Real-time insights empower businesses to focus on the decisions that drive the greatest impact. Rather than simply maintaining a functional operation, leaders can step back and identify the key levers that maximize efficiency, improve service levels and ultimately enhance customer satisfaction.
Redefining The Role Of Operations Leaders
In the past, decisions were often based on educated guesses or incomplete information. Today, leaders have the opportunity to make informed, data-driven decisions with confidence.
I often compare this transition to the evolution from pen and paper to digital libraries. Access to information has become faster, broader and more precise, enabling better judgments and quicker responses. In the context of warehousing, technologies such as autonomous robots can scan entire facilities, providing immediate answers to operational questions. This allows teams to adapt quickly to changing external conditions, including geopolitical and market disruptions.
For instance, when a client claims goods were damaged, organizations can provide immediate proof of storage conditions and optimize layouts for faster fulfillment.
From Dashboards To Feedback Loops
While data has become abundant in recent times, some organizations are unable to convert the data into valuable decisions for their operations. In such cases, the difference is neither in the amount of data available, nor in its processing; it’s in its quality, its richness and the velocity with which it can be converted into meaningful insights.
Based on my experience with Formula 1, it is safe to say that motorsports offers one of the richest environments for data gathering. Nevertheless, winners here are not those with more data but those who can convert their data into meaningful insights right away. If you only analyze the data at the end of the season, you have already lost.
The same applies to logistics. Many companies believe they have significant information because they maintain multiple data silos. Without integrated systems and feedback loops, that information remains underutilized. Successful organizations build mechanisms that allow them to learn and improve continuously. AI can accelerate this process, but it can also amplify dysfunction if the underlying data lacks context.
The Rise Of Specialized And Integrated Ecosystems
Another major shift in the logistics industry is the move away from software and hardware monoliths toward more specialized and integrated ecosystems. In the past, organizations often relied on isolated systems: a high-quality piece of hardware or a standalone software platform. Today, the focus is on solutions that provide deeper context and seamless integration across the entire operation.
Context is essential in logistics. Even the smartest technology cannot deliver value if it doesn’t understand the specific operational environment it operates in. Modern intelligent ecosystems (such as autonomous robots and advanced analytics platforms) unite multiple information sources, enabling the evaluation of immediate business impact and more informed vendor selection decisions.
This evolution is also reshaping business models. Companies are increasingly prioritizing partners that integrate deeply into their operations and deliver measurable outcomes, rather than those that simply offer standalone products. While specialized ecosystems can introduce complexity, they ultimately simplify decision-making by providing richer, more actionable insights.

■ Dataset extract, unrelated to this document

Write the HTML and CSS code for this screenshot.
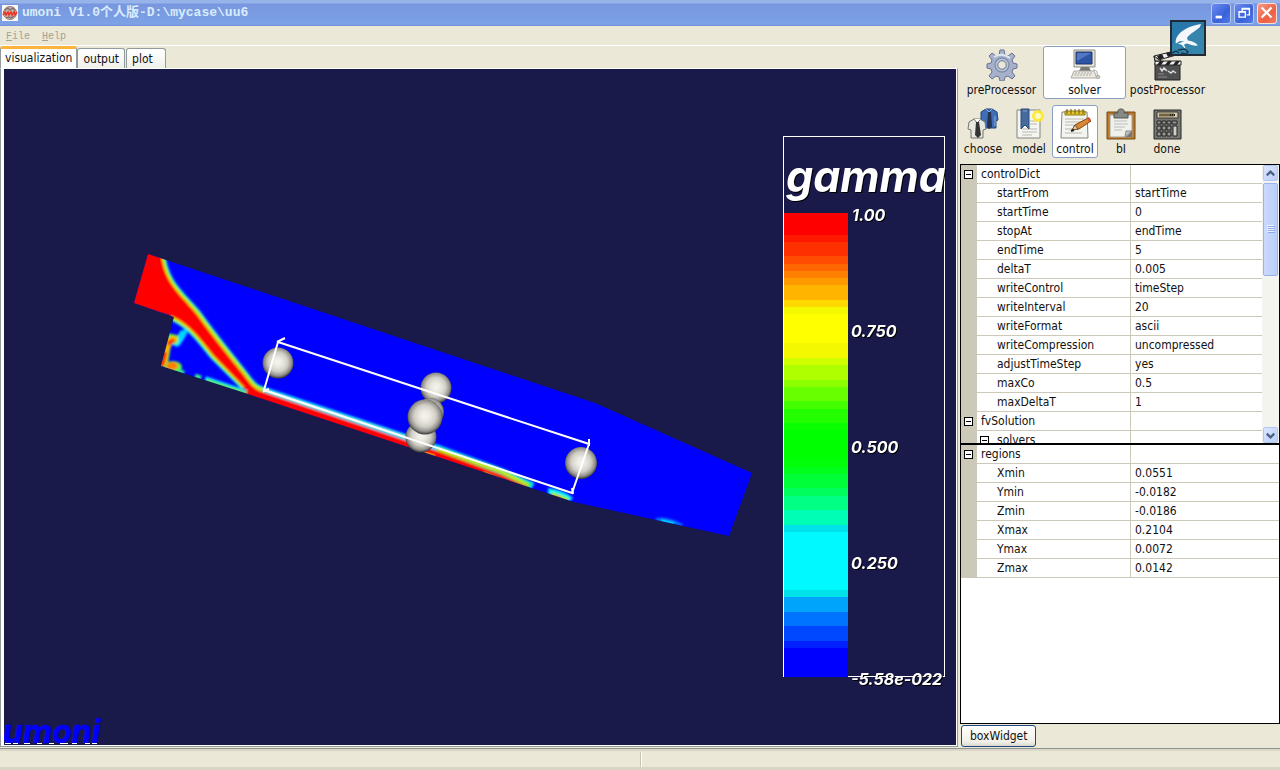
FILE: index.html
```html
<!DOCTYPE html>
<html lang="en">
<head>
<meta charset="utf-8">
<title>umoni V1.0个人版-D:\mycase\uu6</title>
<link rel="stylesheet" href="styles.css">
</head>
<body>
<div class="window">
  <header class="titlebar">
    <svg class="app-icon" viewBox="0 0 16 16" aria-hidden="true">
      <rect width="16" height="16" fill="#fbf6f2"/>
      <circle cx="8" cy="8" r="6.5" fill="#c9b4aa" stroke="#8d807c"/>
      <path d="M3 5l3-2 2 2 3-2 2 3M4 13l3-1 2 1 3-2" fill="none" stroke="#7c6a66" stroke-width="1.3"/>
      <path d="M1 10l2-3 1 3 2-3 1 3 2-3 1 3 2-3 1 3 2-3" fill="none" stroke="#ee3524" stroke-width="1.6"/>
    </svg>
    <h1 class="title">umoni V1.0个人版-D:\mycase\uu6</h1>
    <div class="window-buttons">
      <button class="win-btn" type="button" aria-label="Minimize"><svg viewBox="0 0 20 20"><path d="M4 14.500h7" stroke="#fff" stroke-width="3"/></svg></button>
      <button class="win-btn" type="button" aria-label="Restore"><svg viewBox="0 0 20 20"><path d="M8 8V5h8v7h-3M8 5.500h8M4.500 8.500h7v6h-7zM4 9h8" fill="none" stroke="#fff" stroke-width="1.500"/></svg></button>
      <button class="win-btn win-close" type="button" aria-label="Close"><svg viewBox="0 0 20 20"><path d="M4 4l11 11M15 4L4 15" stroke="#fff" stroke-width="2.400"/></svg></button>
    </div>
  </header>
  <nav class="menubar">
    <button type="button"><u>F</u>ile</button>
    <button type="button"><u>H</u>elp</button>
  </nav>

  <main class="content">
    <section class="notebook">
      <div class="tabs" role="tablist">
        <button class="tab active" type="button" role="tab" aria-selected="true">visualization</button>
        <button class="tab" type="button" role="tab" aria-selected="false">output</button>
        <button class="tab" type="button" role="tab" aria-selected="false">plot</button>
      </div>
      <div class="page">
        <svg class="scene" viewBox="4 69 952 675" preserveAspectRatio="xMinYMin meet">
          <defs>
            <radialGradient id="ball" cx=".5" cy=".47" r=".54">
              <stop offset="0" stop-color="#f4f4f2"/><stop offset=".28" stop-color="#ebe9df"/>
              <stop offset=".58" stop-color="#cfcdc5"/><stop offset=".82" stop-color="#91908b"/><stop offset="1" stop-color="#2c2c2a"/>
            </radialGradient>
            <clipPath id="body"><path d="M148 254L595 403L752 473L729 536L574 502L245 393L161 366L174 317L134 303Z"/></clipPath>
            <filter id="soft"><feGaussianBlur stdDeviation=".8"/></filter>
          </defs>
          <g clip-path="url(#body)">
            <path fill="#00f" d="M130 250h630v300H130z"/>
            <g filter="url(#soft)" stroke-linejoin="round">
              <g fill="none">
                <path d="M162 252C164 284 184 296 199 315C219 343 235 361 250 381Q255 388 263 390L440 449L500 471L533 486M244 387L213 356C200 340 190 325 171 317" stroke="#00d8ff" stroke-width="7"/>
                <path d="M162 252C164 284 184 296 199 315C219 343 235 361 250 381Q255 388 263 390M244 387L213 356C200 340 190 325 171 317M437 449L500 471L531 486" stroke="#2cf060" stroke-width="5"/>
                <path d="M162 252C164 284 184 296 199 315C219 343 235 361 250 381Q255 388 263 390M244 387L213 356C200 340 190 325 171 317M437 449L500 471L528 485" stroke="#d8e800" stroke-width="2.500"/>
              </g>
              <path fill="#f00" d="M138 240L161 252C163 284 183 296 198 316C218 344 234 362 249 382Q255 390 263 392L440 452L500 474L528 487L520 497L380 454L244 408V387L213 355C200 339 190 324 171 316L120 302Z"/>
              <path d="M263 390L434 446" stroke="#8ff4d0" stroke-width="2"/>
              <path d="M424 454L434 457" stroke="#ffe800" stroke-width="3"/>
              <path d="M484 473L514 486" stroke="#ffb400" stroke-width="2"/>
              <path d="M164 367L165 350L169 339L177 343L184 332" fill="none" stroke="#00e8ff" stroke-width="7"/>
              <path d="M163 367L166 348L169 338L178 340" fill="none" stroke="#5cf030" stroke-width="9"/>
              <path d="M163 367L166 350L170 340L177 339" fill="none" stroke="#ffb000" stroke-width="6"/>
              <path d="M162 366L165 352M168 344L174 340" stroke="#ff2800" stroke-width="4"/>
              <path d="M180 338L187 329" stroke="#00cfff" stroke-width="5"/>
              <ellipse cx="173" cy="367" rx="9" ry="6" fill="#60f040"/>
              <ellipse cx="172" cy="366" rx="6" ry="4" fill="#ff8000"/>
              <path d="M178 371L184 373M195 376L201 378" stroke="#30f080" stroke-width="5"/>
              <path d="M205 379L246 393" stroke="#00e0ff" stroke-width="6"/>
              <path d="M206 381L246 394" stroke="#60f000" stroke-width="4"/>
              <path d="M548 491Q560 492 571 500" fill="none" stroke="#00f0ff" stroke-width="6"/>
              <path d="M551 494L568 500" stroke="#a0f000" stroke-width="4"/>
              <path d="M555 496L561 498" stroke="#ff8000" stroke-width="2"/>
              <path d="M656 520Q667 518 682 526" fill="none" stroke="#0070ff" stroke-width="4"/>
              <path d="M661 521L674 524" stroke="#00e0ff" stroke-width="3"/>
            </g>
          </g>
          <circle cx="278" cy="363" r="15.500" fill="url(#ball)"/>
          <circle cx="436" cy="388" r="15.500" fill="url(#ball)"/>
          <circle cx="430" cy="412" r="14" fill="url(#ball)"/>
          <circle cx="421" cy="437" r="15.500" fill="url(#ball)"/>
          <circle cx="425" cy="417" r="17.500" fill="url(#ball)"/>
          <circle cx="581" cy="463" r="16" fill="url(#ball)"/>
          <g fill="none" stroke="#fff" stroke-width="2">
            <path d="M278 342L589 444L572 493L264 390Z"/>
            <path d="M277 342L285 338M589 439V446M264 388V391L269 389M572 488L573 494"/>
          </g>

          <g shape-rendering="crispEdges">
            <rect x="783.500" y="136.500" width="161" height="540" fill="none" stroke="#fff"/>
            <path fill="#f00" d="M784 213h64v22h-64z"/><path fill="#ff1800" d="M784 235h64v7h-64z"/>
            <path fill="#ff3000" d="M784 242h64v14h-64z"/><path fill="#ff4c00" d="M784 256h64v8h-64z"/>
            <path fill="#ff6600" d="M784 264h64v7h-64z"/><path fill="#ff8000" d="M784 271h64v7h-64z"/>
            <path fill="#ff9900" d="M784 278h64v7h-64z"/><path fill="#ffb400" d="M784 285h64v15h-64z"/>
            <path fill="#ffd800" d="M784 300h64v7h-64z"/><path fill="#f4f800" d="M784 307h64v7h-64z"/>
            <path fill="#ff0" d="M784 314h64v29h-64z"/><path fill="#f4f800" d="M784 343h64v15h-64z"/>
            <path fill="#d0ff00" d="M784 358h64v7h-64z"/><path fill="#b0ff00" d="M784 365h64v15h-64z"/>
            <path fill="#8cff00" d="M784 380h64v7h-64z"/><path fill="#68ff00" d="M784 387h64v14h-64z"/>
            <path fill="#44ff00" d="M784 401h64v8h-64z"/><path fill="#24ff00" d="M784 409h64v14h-64z"/>
            <path fill="#0aff00" d="M784 423h64v7h-64z"/><path fill="#0f0" d="M784 430h64v29h-64z"/>
            <path fill="#00ff08" d="M784 459h64v8h-64z"/><path fill="#00ff1c" d="M784 467h64v7h-64z"/>
            <path fill="#00ff38" d="M784 474h64v14h-64z"/><path fill="#00ff5c" d="M784 488h64v8h-64z"/>
            <path fill="#00ff84" d="M784 496h64v14h-64z"/><path fill="#00ffb4" d="M784 510h64v15h-64z"/>
            <path fill="#00e2ea" d="M784 525h64v7h-64z"/><path fill="#00f8ff" d="M784 532h64v58h-64z"/>
            <path fill="#00e2ea" d="M784 590h64v7h-64z"/><path fill="#00a4fa" d="M784 597h64v15h-64z"/>
            <path fill="#0074ff" d="M784 612h64v14h-64z"/><path fill="#0048ff" d="M784 626h64v15h-64z"/>
            <path fill="#0020ff" d="M784 641h64v7h-64z"/><path fill="#00f" d="M784 648h64v29h-64z"/>
          </g>
          <g class="scale-text">
            <text class="scale-title" x="786" y="192">gamma</text>
            <text x="852" y="221">1.00</text>
            <text x="851" y="337">0.750</text>
            <text x="851" y="453">0.500</text>
            <text x="851" y="569">0.250</text>
            <text x="851" y="685">-5.58e-022</text>
          </g>
          <text class="watermark" x="3" y="743">umoni</text>
          <path d="M5 743.500h6M13 743.500h5M24 743.500h6M37 743.500h5M49 743.500h5M60 743.500h8M72 743.500h5M85 743.500h5M92 743.500h5" stroke="#fff"/>
        </svg>
      </div>
    </section>

    <aside class="side">
      <div class="toolbar steps">
        <button class="tool" type="button">
          <svg viewBox="0 0 32 32"><path d="M14 1h4l1 5 3 1 4-3 3 3-3 4 1 3 4 1v4l-4 1-1 3 3 4-3 3-4-3-3 1-1 4h-4l-1-4-3-1-4 3-3-3 3-4-1-3-4-1v-4l4-1 1-3-3-4 3-3 4 3 3-1z" fill="#a6b2cb" stroke="#68748e"/><circle cx="16" cy="16" r="7" fill="#bdc7da" stroke="#8591aa" stroke-width="1.500"/><path d="M8 8q8-5 16 1" stroke="#e0e6f0" stroke-width="2" fill="none"/><circle cx="16" cy="16" r="4.200" fill="#ebe8d8" stroke="#68748e"/></svg>
          <span>preProcessor</span></button>
        <button class="tool selected" type="button" aria-pressed="true">
          <svg viewBox="0 0 32 32"><path d="M5 1h21v17H5z" fill="#e6e4da" stroke="#8d8b82"/><path d="M7 3h16v12H7z" fill="#2d55a5" stroke="#1c3568"/><path d="M8 4h14L8 12z" fill="#5479c2"/><path d="M12 18h8l2 4H10z" fill="#7b7a74"/><path d="M5 22h20l3 7H2z" fill="#ebe9e0" stroke="#aaa89f"/><path d="M6 24h17M5 26h18" stroke="#aaa89f" stroke-dasharray="2 1"/><path d="M24 21q5 0 4 4l2 3" fill="none" stroke="#aaa89f"/><ellipse cx="29" cy="28" rx="2" ry="1.500" fill="#d3d1c7" stroke="#aaa89f"/></svg>
          <span>solver</span></button>
        <button class="tool" type="button">
          <svg viewBox="0 0 32 32"><path d="M3 14h25v17H3z" fill="#505050" stroke="#222"/><path d="M3 12h26v4H3z" fill="#eee" stroke="#222"/><path d="M5 16l3-4h4l-3 4zm8 0l3-4h4l-3 4zm8 0l3-4h4l-3 4z" fill="#222"/><path d="M2 7l25-6 1 4L3 12z" fill="#eee" stroke="#222"/><path d="M5 7l5-2 2 4-5 2zm9-3l4-1 2 4-4 1zm8-2l4-1 1 4-3 1z" fill="#222"/><path d="M2 7l7 5H3z" fill="#bbb" stroke="#222"/><path d="M8 19l2 3 2-3 3 3M16 22l3 2 2-2 3 2" fill="none" stroke="#ddd" stroke-width="1.500"/><path d="M6 25h6M6 28h9" stroke="#8a8a8a"/></svg>
          <span>postProcessor</span></button>
      </div>
      <div class="toolbar tasks">
        <button class="tool" type="button">
          <svg viewBox="0 0 32 32"><path d="M14 4l5-3h6l5 3 1 8-2 1v7H14z" fill="#3e6eb5" stroke="#234779"/><path d="M19 1l3 3 3-3M14 12v7M28 8v10" stroke="#87ace0" fill="none"/><path d="M21 4h3l1 15-3 2-2-2z" fill="#263350"/><path d="M2 14l5-3h6l5 3 1 7-3 1v8H4v-8l-3-1z" fill="#e7e7e2" stroke="#74746e"/><path d="M7 11l3 4 4-4" stroke="#777" fill="#fff"/><path d="M9 14h3l2 13-3 3-3-3z" fill="#333"/></svg>
          <span>choose</span></button>
        <button class="tool" type="button">
          <svg viewBox="0 0 32 32"><path d="M4 2h23v28H4z" fill="#f5f5f1" stroke="#84847c"/><path d="M17 13h7M17 16h7M9 21h15M9 24h15M9 27h10" stroke="#b8b8b3"/><path d="M8 1h8v20l-4-4-4 4z" fill="#466a9e" stroke="#294d7d"/><path d="M10 3h4" stroke="#86a4cb"/><circle cx="25" cy="8" r="6" fill="#ffe82c" opacity=".9"/><circle cx="25" cy="8" r="3" fill="#fffac2"/></svg>
          <span>model</span></button>
        <button class="tool selected" type="button" aria-pressed="true">
          <svg viewBox="0 0 32 32"><path d="M3 4h25l1 26H2z" fill="#f4f4f0" stroke="#84847c"/><path d="M6 3h20v4H6z" fill="#e4c52e" stroke="#917b11"/><path d="M8 1v5M12 1v5M16 1v5M20 1v5M24 1v5" stroke="#685710"/><path d="M6 11h19M6 14h16M6 17h12M6 21h8M6 25h17" stroke="#b9b9b4"/><path d="M13 22l3-5 13-7 3 3-12 8z" fill="#da8733" stroke="#87430f"/><path d="M13 22l3-5 3 4z" fill="#e9d3ab" stroke="#6c5636"/><path d="M28 10l2-1 2 3-2 2z" fill="#d95136"/><path d="M12 23l3-1" stroke="#222" stroke-width="2"/></svg>
          <span>control</span></button>
        <button class="tool" type="button">
          <svg viewBox="0 0 32 32"><path d="M2 4h28v27H2z" fill="#bb7828" stroke="#754a14"/><path d="M5 7h22v22H5z" fill="#f1f1ec" stroke="#a4a098"/><path d="M9 13h13M9 16h14M9 19h11M9 22h8" stroke="#bbb"/><path d="M20 29l1-6h6z" fill="#c4c4be" stroke="#888"/><path d="M21 29l6-6v6z" fill="#777"/><path d="M9 5h4q-1-4 3-4t3 4h4v5H9z" fill="#888a85" stroke="#555753"/></svg>
          <span class="serif-i">bI</span></button>
        <button class="tool" type="button">
          <svg viewBox="0 0 32 32"><path d="M3 2h27v29H3z" fill="#777773" stroke="#292929"/><path d="M6 4h21v6H6z" fill="#d7ccae" stroke="#36352f"/><path d="M8 7h15" stroke="#726441" stroke-width="3"/><path d="M19 7h5" stroke="#222" stroke-dasharray="1 1" stroke-width="2"/><path d="M6 13h4v3H6zm5 0h4v3h-4zm5 0h4v3h-4zm5 0h5v3h-5zM6 18h4v4H6zm5 0h4v4h-4zm5 0h4v4h-4zM6 24h4v4H6zm5 0h4v4h-4zm5 0h4v4h-4z" fill="#999" stroke="#222"/><path d="M22 18h4v10h-4z" fill="#d0d0c9" stroke="#222"/></svg>
          <span>done</span></button>
      </div>

      <div class="grid-box">
        <div class="grid-scroll">
          <table class="props">
            <colgroup><col class="col-gutter"><col class="col-name"><col></colgroup>
            <tbody>
              <tr><td><button class="expander" type="button" aria-label="Collapse controlDict"></button></td><th class="root" scope="row">controlDict</th><td></td></tr>
              <tr><td></td><th scope="row">startFrom</th><td>startTime</td></tr>
              <tr><td></td><th scope="row">startTime</th><td>0</td></tr>
              <tr><td></td><th scope="row">stopAt</th><td>endTime</td></tr>
              <tr><td></td><th scope="row">endTime</th><td>5</td></tr>
              <tr><td></td><th scope="row">deltaT</th><td>0.005</td></tr>
              <tr><td></td><th scope="row">writeControl</th><td>timeStep</td></tr>
              <tr><td></td><th scope="row">writeInterval</th><td>20</td></tr>
              <tr><td></td><th scope="row">writeFormat</th><td>ascii</td></tr>
              <tr><td></td><th scope="row">writeCompression</th><td>uncompressed</td></tr>
              <tr><td></td><th scope="row">adjustTimeStep</th><td>yes</td></tr>
              <tr><td></td><th scope="row">maxCo</th><td>0.5</td></tr>
              <tr><td></td><th scope="row">maxDeltaT</th><td>1</td></tr>
              <tr><td><button class="expander" type="button" aria-label="Collapse fvSolution"></button></td><th class="root" scope="row">fvSolution</th><td></td></tr>
              <tr><td></td><th class="branch" scope="row"><button class="expander" type="button" aria-label="Collapse solvers"></button>solvers</th><td></td></tr>
            </tbody>
          </table>
        </div>
        <div class="scrollbar">
          <button class="scroll-btn" type="button" aria-label="Scroll up"><svg viewBox="0 0 14 14"><path d="M3 9l4-4 4 4" fill="none" stroke="#4d6185" stroke-width="2.500"/></svg></button>
          <div class="scroll-track"><div class="thumb"><svg viewBox="0 0 8 8"><path d="M0 .5h7M0 2.500h7M0 4.500h7M0 6.500h7" stroke="#eef4fe"/><path d="M1 1.500h7M1 3.500h7M1 5.500h7M1 7.500h7" stroke="#8caae6"/></svg></div></div>
          <button class="scroll-btn" type="button" aria-label="Scroll down"><svg viewBox="0 0 14 14"><path d="M3 5l4 4 4-4" fill="none" stroke="#4d6185" stroke-width="2.500"/></svg></button>
        </div>
      </div>

      <div class="grid-box">
        <div class="grid-scroll">
          <table class="props">
            <colgroup><col class="col-gutter"><col class="col-name"><col></colgroup>
            <tbody>
              <tr><td><button class="expander" type="button" aria-label="Collapse regions"></button></td><th class="root" scope="row">regions</th><td></td></tr>
              <tr><td></td><th scope="row">Xmin</th><td>0.0551</td></tr>
              <tr><td></td><th scope="row">Ymin</th><td>-0.0182</td></tr>
              <tr><td></td><th scope="row">Zmin</th><td>-0.0186</td></tr>
              <tr><td></td><th scope="row">Xmax</th><td>0.2104</td></tr>
              <tr><td></td><th scope="row">Ymax</th><td>0.0072</td></tr>
              <tr><td></td><th scope="row">Zmax</th><td>0.0142</td></tr>
            </tbody>
          </table>
        </div>
      </div>
      <button class="box-widget" type="button">boxWidget</button>
    </aside>
  </main>

  <footer class="statusbar"><div></div><div></div></footer>

  <svg class="bird" viewBox="0 0 36 36" aria-hidden="true">
    <rect x="1" y="1" width="34" height="34" fill="#3585ac" stroke="#202b33" stroke-width="2"/>
    <path d="M2 2h32v5L12 18L2 24z" fill="#2474aa" opacity=".7"/>
    <path d="M31 4C24 5 15 8 10 13C6 17 5 21 6 23.500L10 21L14 21.500L8 23.500L12 25L16.500 30.500L14 24.500L17 23.500C21 25 24 26 28 25.500C25 22 22 21 18 20.500L17 18C19 14 26 11 30 7Z" fill="#f4f8fb"/>
    <path d="M2 33l4-2 3 2m-1-3l7-1 3 3-2 2-5-1" fill="none" stroke="#163c4e" stroke-width="1.500"/>
  </svg>
</div>
</body>
</html>
```
FILE: styles.css
```css
* { box-sizing: border-box; }
body {
  margin: 0;
  font: 12px/16px "DejaVu Sans Condensed", "DejaVu Sans", sans-serif;
  color: #111;
  background: #ebe8d8;
}
button { font: inherit; color: inherit; padding: 0; margin: 0; border: 0; background: none; }
svg { display: block; }

.window { position: relative; display: flex; flex-direction: column; height: 100vh; overflow: hidden; }

.titlebar {
  display: flex; align-items: center; gap: 4px; flex: none; height: 26px; padding: 0 3px 0 2px;
  background: linear-gradient(#97b4ea 0, #97b4ea 3px, #7896df 4px, #7c9fe4 20px, #7ea2e6 24px, #7590d8 26px);
}
.app-icon { width: 16px; height: 16px; }
.title {
  flex: 1; margin: 0; color: #d8ecfc; white-space: nowrap;
  font: bold 13px/18px "Liberation Mono", "Noto Sans CJK SC", monospace;
}
.window-buttons { display: flex; gap: 3px; }
.win-btn {
  width: 20px; height: 21px; border: 1px solid #b4c8f4; border-radius: 3px;
  background: linear-gradient(135deg, #6d8df0, #3a62d8 60%, #4f7aea);
}
.win-close { background: linear-gradient(135deg, #f59a80, #ee6045 60%, #f07a60); border-color: #fbe0d8; }

.menubar {
  display: flex; gap: 12px; flex: none; height: 20px; padding: 2px 6px 0; border-bottom: 1px solid #fff;
  font: 10px/16px "Liberation Mono", monospace; color: #a5a292;
}

.content { flex: 1; min-height: 0; display: grid; grid-template-columns: minmax(0, 3fr) minmax(320px, 1fr); }
.notebook { display: flex; flex-direction: column; min-width: 0; min-height: 0; padding: 0 2px 1px 0; }
.tabs { display: flex; align-items: flex-end; flex: none; height: 22px; }
.tab {
  height: 20px; margin-right: 1px; padding: 1px 5px 0; white-space: nowrap;
  border: 1px solid #919b9c; border-bottom: 0; border-radius: 3px 3px 0 0;
  background: linear-gradient(#fff, #f0f0ea);
}
.tab:last-child { padding: 1px 12px 0 5px; }
.tab.active {
  height: 22px; margin-right: 0; padding: 0 4px 2px; border-top: 3px solid #fdb43a; background: #fff;
}
.page {
  flex: 1; min-height: 0; border: 1px solid #919b9c; border-top-color: #fff; padding: 0 1px 1px 3px; background: #fff;
}
.scene { width: 100%; height: 100%; background: #1a1a4a; }
.scale-text {
  font: italic 700 16px Inter, "Open Sans", sans-serif; font-feature-settings: "cv11";
  fill: #fff; filter: drop-shadow(1px 1px 0 #000);
}
.scale-title { font-size: 43px; }
.watermark {
  font: italic 700 32px Inter, "Open Sans", sans-serif; fill: #00f; stroke: #10108c; stroke-width: 1px; paint-order: stroke;
}

.side { display: flex; flex-direction: column; min-width: 0; min-height: 0; }
.toolbar { display: flex; flex: none; }
.tasks { margin: 6px 0; }
.tool {
  width: 46px; height: 53px; padding-top: 2px; border: 1px solid transparent; border-radius: 3px;
  display: flex; flex-direction: column; align-items: center; justify-content: flex-start; gap: 1px; white-space: nowrap;
}
.steps .tool { width: 83px; }
.tool svg { width: 32px; height: 32px; flex: none; }
.tool.selected { background: #fff; border-color: #89a0c4; }
.serif-i { font-family: "DejaVu Sans Condensed", "DejaVu Sans", sans-serif; }

.grid-box {
  flex: 1 1 0; min-height: 0; display: flex; background: #fff; border: 1px solid #000;
}
.grid-scroll { flex: 1; min-width: 0; overflow: hidden; }
.props { width: 100%; table-layout: fixed; border-collapse: separate; border-spacing: 0; }
.col-gutter { width: 16px; }
.col-name { width: 154px; }
.props th, .props td {
  height: 19px; padding: 0 4px; font-weight: normal; text-align: left; line-height: 18px; white-space: nowrap;
  border-bottom: 1px solid #cdc9b8;
}
.props th { padding-left: 20px; border-right: 1px solid #cdc9b8; }
.props th.root { padding-left: 4px; }
.props th.branch { padding-left: 3px; }
.props td:first-child { padding: 0 3px; background: #cdc9b8; }
.expander {
  display: block; width: 9px; height: 9px; border: 1px solid #000;
  background: linear-gradient(#000, #000) center / 5px 1px no-repeat #fff;
}
.branch .expander { display: inline-block; margin-right: 8px; }

.scrollbar { display: flex; flex-direction: column; flex: none; width: 17px; padding-left: 1px; background: #f4f4ef; }
.scroll-btn {
  width: 15px; height: 16px; flex: none; border: 1px solid #b2c6f2; border-radius: 2px;
  background: linear-gradient(135deg, #dce7ff, #b9cdf8);
}
.scroll-track { flex: 1; min-height: 0; padding-top: 2px; }
.thumb {
  display: flex; align-items: center; justify-content: center; width: 15px; height: 38%;
  border: 1px solid #98b2ea; border-radius: 2px; background: linear-gradient(90deg, #cbdafe, #b9cdfa);
}
.thumb svg { width: 8px; height: 8px; }

.box-widget {
  align-self: flex-start; flex: none; height: 22px; margin: 1px; padding: 0 8px;
  border: 1px solid #1c4a80; border-radius: 3px; background: linear-gradient(#fff, #f0efe8 80%, #dcd8cc);
}

.statusbar {
  display: flex; flex: none; height: 22px; border-top: 1px solid #8f9690; border-bottom: 3px solid #d8d5c4;
  box-shadow: inset 0 2px #dad7c8;
}
.statusbar div { flex: 1; margin-top: 3px; }
.statusbar div + div { border-left: 1px solid #c8c4b2; box-shadow: inset 1px 0 #fff; }

.bird { position: absolute; top: 20px; right: 74px; width: 36px; height: 36px; }
```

Strategic Data Assets As A Competitive Advantage
As logistics organizations embrace real-time visibility, strategic data assets are emerging as a powerful source of competitive advantage. However, building these assets requires a deliberate and thoughtful data strategy. It is not enough to accumulate vast quantities of isolated or non-cohesive data. Instead, companies must focus on collecting rich, representative datasets that reflect the unique context of their operations.
Continuous data collection over time is equally important. Logistics operations are influenced by both internal dynamics and external factors, and understanding these patterns requires a longitudinal perspective. Even in highly instrumented environments, data gaps are inevitable. By combining hard data with intelligent models, organizations can fill these gaps and develop a more comprehensive view of their operations.
Ultimately, the value of data lies in its ability to drive business impact. If data does not enable faster decisions or improved visibility, it remains little more than an interesting but unproductive asset. Establishing early and frequent feedback loops allows organizations to validate insights, refine their data strategies and ensure that their investments deliver measurable returns.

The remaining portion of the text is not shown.